L’office du tourisme doit arrêter la promotion
L’engouement pour le marché de Noël est apparu dans les années 1990, sur une tradition locale instaurée en 1570 : le « marché de l’Enfant Christ ». L’office municipal et l’agence régionale du tourisme, impliqués dans cette relance, ont depuis peu cessé toute action de promotion. « *On ne maîtrise plus la communication. Elle est devenue instantanée et spontanée* », reconnaît Catherine Gouttefarde.
Des prix en forte hausse pour l’hôtellerie
L’hôtellerie est la grande gagnante de cet engouement. Décembre, considéré comme le pire mois de l’année, est devenu le meilleur. Avec des taux d’occupation à 90% en moyenne, et une demande supérieure à l’offre (10.000 chambres dans l’agglomération), les hôteliers n’hésitent plus à augmenter les prix. À l’hôtel Maison Rouge (131 chambres), situé sur la Place Kléber, le taux d’occupation prévisionnel se situe à 96%. « *Tout se passe très bien* », confirme sa directrice générale Carine Kienlé. Dans cet établissement franchisé de la marque américaine Marriott Autograph Collection, on se défend de pratiquer des tarifs excessifs. « *La différence de prix entre la saison basse et la saison haute s’inscrit dans une échelle de 1 à 2* », témoigne Carine Kienlé.
Taux d’occupation record et controverses de prix
L’année dernière, certains hôtels ont pu afficher un taux d’occupation de 102 %. « *C’est l’effet des annulations non remboursables. Certaines chambres, relouées à la dernière minute, ont donc été louées deux fois* », explique Catherine Gouttefarde.
En 2022, l’envol des prix avait entraîné un mini-scandale : des assistants du Parlement européen, présents à Strasbourg par obligation professionnelle, avaient dénoncé le prix de la nuitée dans un hôtel Mercure, à 1.000 euros. « *Le yield management, qui définit les prix en fonction de l’offre et de la demande, fait partie du modèle économique de la filière touristique depuis des décennies.
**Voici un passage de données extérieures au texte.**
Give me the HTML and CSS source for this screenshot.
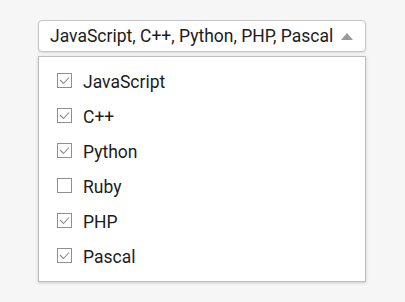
FILE: index.html
```html
<!DOCTYPE html>
<html>
<head>
<meta charset="utf-8">
<link rel="stylesheet" href="styles.css">
</head>
<body>
<div class="wrap">
  <div class="select">
    <span class="value">JavaScript, C++, Python, PHP, Pascal</span>
    <span class="caret"></span>
  </div>
  <ul class="menu">
    <li class="opt"><span class="box"><svg class="tick" viewBox="0 0 13 13" width="13" height="13"><polyline points="2,6 5.5,9.5 11,3.5"/></svg></span><span>JavaScript</span></li>
    <li class="opt"><span class="box"><svg class="tick" viewBox="0 0 13 13" width="13" height="13"><polyline points="2,6 5.5,9.5 11,3.5"/></svg></span><span>C++</span></li>
    <li class="opt"><span class="box"><svg class="tick" viewBox="0 0 13 13" width="13" height="13"><polyline points="2,6 5.5,9.5 11,3.5"/></svg></span><span>Python</span></li>
    <li class="opt"><span class="box"></span><span>Ruby</span></li>
    <li class="opt"><span class="box"><svg class="tick" viewBox="0 0 13 13" width="13" height="13"><polyline points="2,6 5.5,9.5 11,3.5"/></svg></span><span>PHP</span></li>
    <li class="opt"><span class="box"><svg class="tick" viewBox="0 0 13 13" width="13" height="13"><polyline points="2,6 5.5,9.5 11,3.5"/></svg></span><span>Pascal</span></li>
  </ul>
</div>
</body>
</html>
```
FILE: styles.css
```css
html, body { margin: 0; padding: 0; }
body {
  background: #f6f6f6;
  font-family: Roboto, "Liberation Sans", sans-serif;
  color: #1c1c1c;
  width: 405px;
  height: 302px;
  overflow: hidden;
}
.wrap {
  width: 328px;
  margin: 20px 0 0 38px;
  display: flex;
  flex-direction: column;
  gap: 4px;
}
.select {
  box-sizing: border-box;
  height: 32px;
  background: #fff;
  border: 1px solid #c6c6c6;
  border-radius: 4px;
  box-shadow: 0 1px 2px rgba(0,0,0,0.12);
  display: flex;
  align-items: center;
  justify-content: space-between;
  padding: 0 12px 0 11px;
  font-size: 17.5px;
}
.caret {
  width: 0; height: 0;
  border-left: 6px solid transparent;
  border-right: 6px solid transparent;
  border-bottom: 7px solid #9a9a9a;
}
.menu {
  list-style: none;
  margin: 0;
  padding: 7px 0;
  box-sizing: border-box;
  height: 226px;
  background: #fff;
  border: 1px solid #bdbdbd;
  box-shadow: 0 1px 3px rgba(0,0,0,0.18);
}
.opt {
  height: 35px;
  display: flex;
  align-items: center;
  gap: 11px;
  padding-left: 18px;
  font-size: 17.5px;
}
.box {
  box-sizing: border-box;
  width: 15px; height: 15px;
  border: 1px solid #8f8f8f;
  margin-top: -2px;
  display: flex;
}
.tick {
  display: block;
  fill: none;
  stroke: #8a8a8a;
  stroke-width: 1.1;
}
```
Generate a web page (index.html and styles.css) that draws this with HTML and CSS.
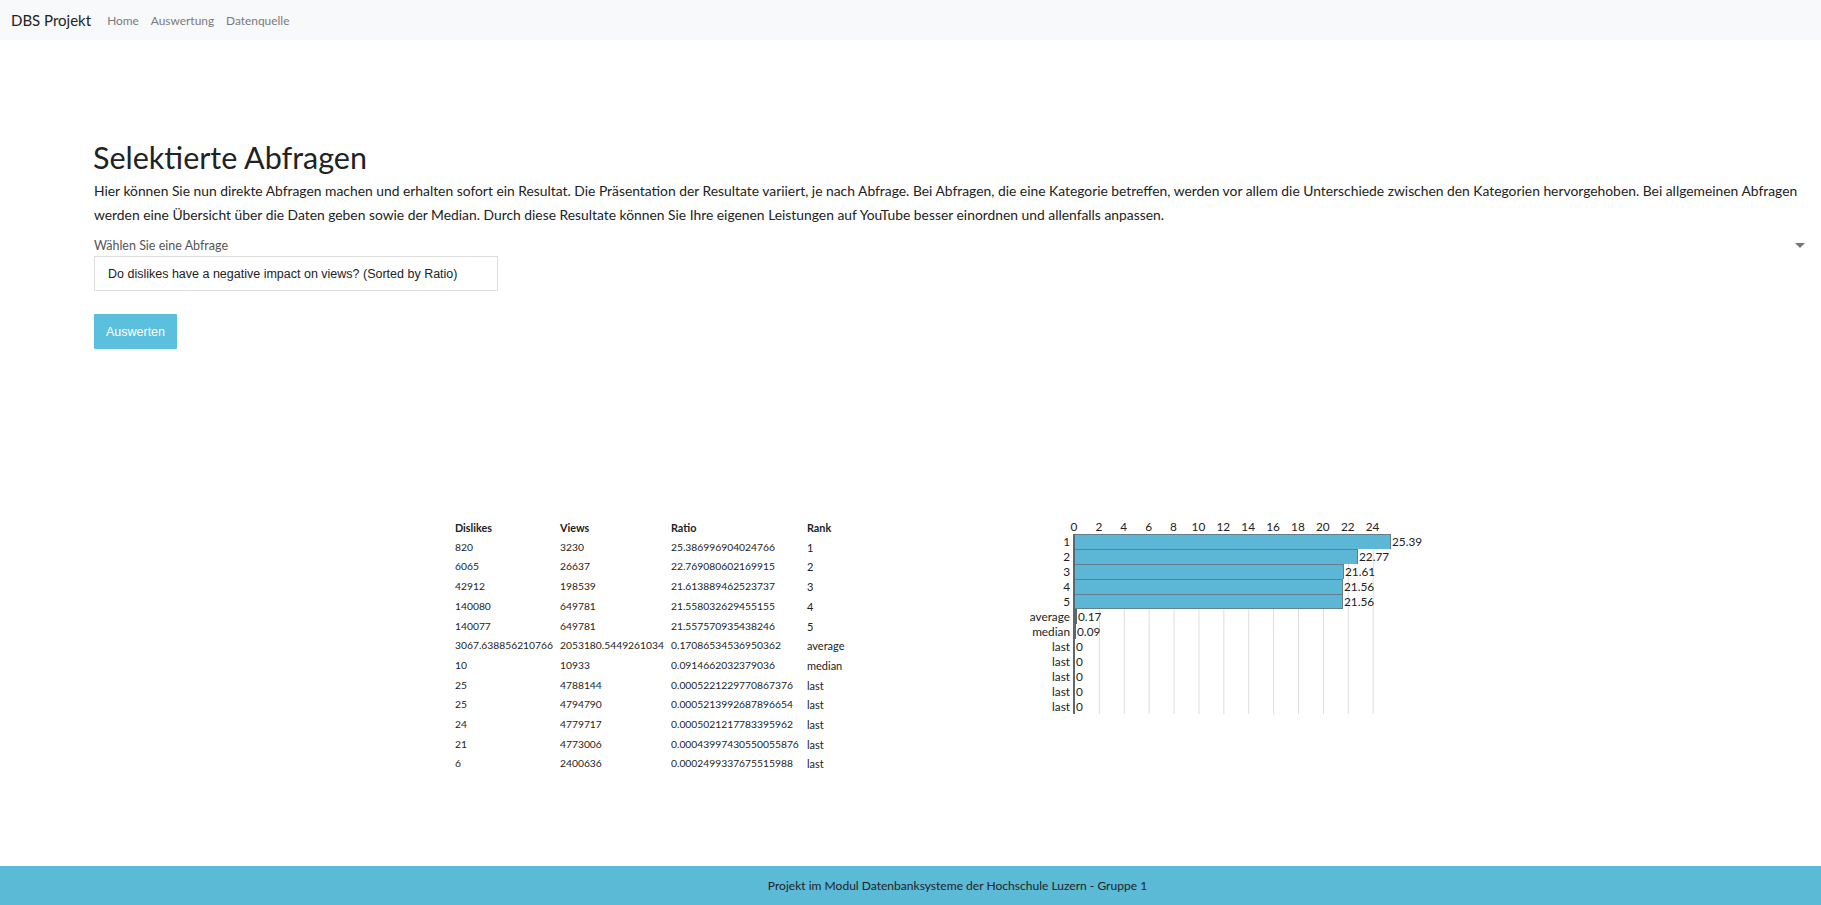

Est-ce raisonnable ? Ça se discute* », reconnaît Joël Steffen, adjoint au maire et président de l’office de tourisme de Strasbourg. « *Il faut garder en tête que les choses ont une valeur, et qu’un prix trop élevé peut avoir un effet absurde* », reconnaît l’élu.
Une chambre à l’Ibis pour 1.016 euros
Les prix élevés auraient donc, pour seule explication, les excès du yield management ? Véronique Siegel, présidente de l’Union des métiers de l’industrie de l’hôtellerie (UMIH) du Bas-Rhin, tente de calmer le débat : « *décembre à Strasbourg, ça ressemble au mois d’août sur la côte d’Azur. C’est la haute saison* ».
« *Le marché de Noël à Strasbourg, c’est comme la plage à Cannes : si vous l’enlevez, l’hôtellerie s’arrête* », confirme Sébastien Antoine, directeur général du Sofitel. Dans son établissement (cinq étoiles) de 150 chambres, *« décembre représente entre 20% et 25% du chiffre d’affaires de l’année. Nous avons la chance d’avoir notre propre yield manager, un métier qui est de plus en plus remplacé par de l’intelligence artificielle »*.
Deux ans après la polémique du Mercure à 1.000 euros, la politique du groupe Accor aboutit pourtant, cette année encore, à une aberration : sur le site de réservation en ligne du groupe hôtelier, l’hôtel Ibis Styles (trois étoiles) du Stade de la Meinau propose une chambre à 1.016 euros pour la nuit du 17 décembre ! Le même soir, l’hôtel F1 (une étoile), au bord de l’autoroute à La Vigie, est à 155 euros.
Attirer des touristes ailleurs dans le Grand Est
Pour freiner l’inflation de la fréquentation, l’office de tourisme de Strasbourg a arrêté de faire la promotion de son marché de Noël. Colmar, également saturée, a pris la même décision. « *On n’accueille plus d’influenceurs. On n’est pas encore contraints de faire du démarketing touristique, et j’espère qu’on n’arrivera jamais à ce stade qui serait contre-productif* », prévoit Catherine Gouttefarde.
L’agence régionale de tourisme rêve de voir affluer des touristes ailleurs dans le Grand Est, ou à d’autres périodes de l’année. « *On rappelle qu’il y a d’autres marchés de Noël dans le Grand Est, à Nancy ou à Reims, et ils sont très beaux* », sourit Catherine Gouttefarde.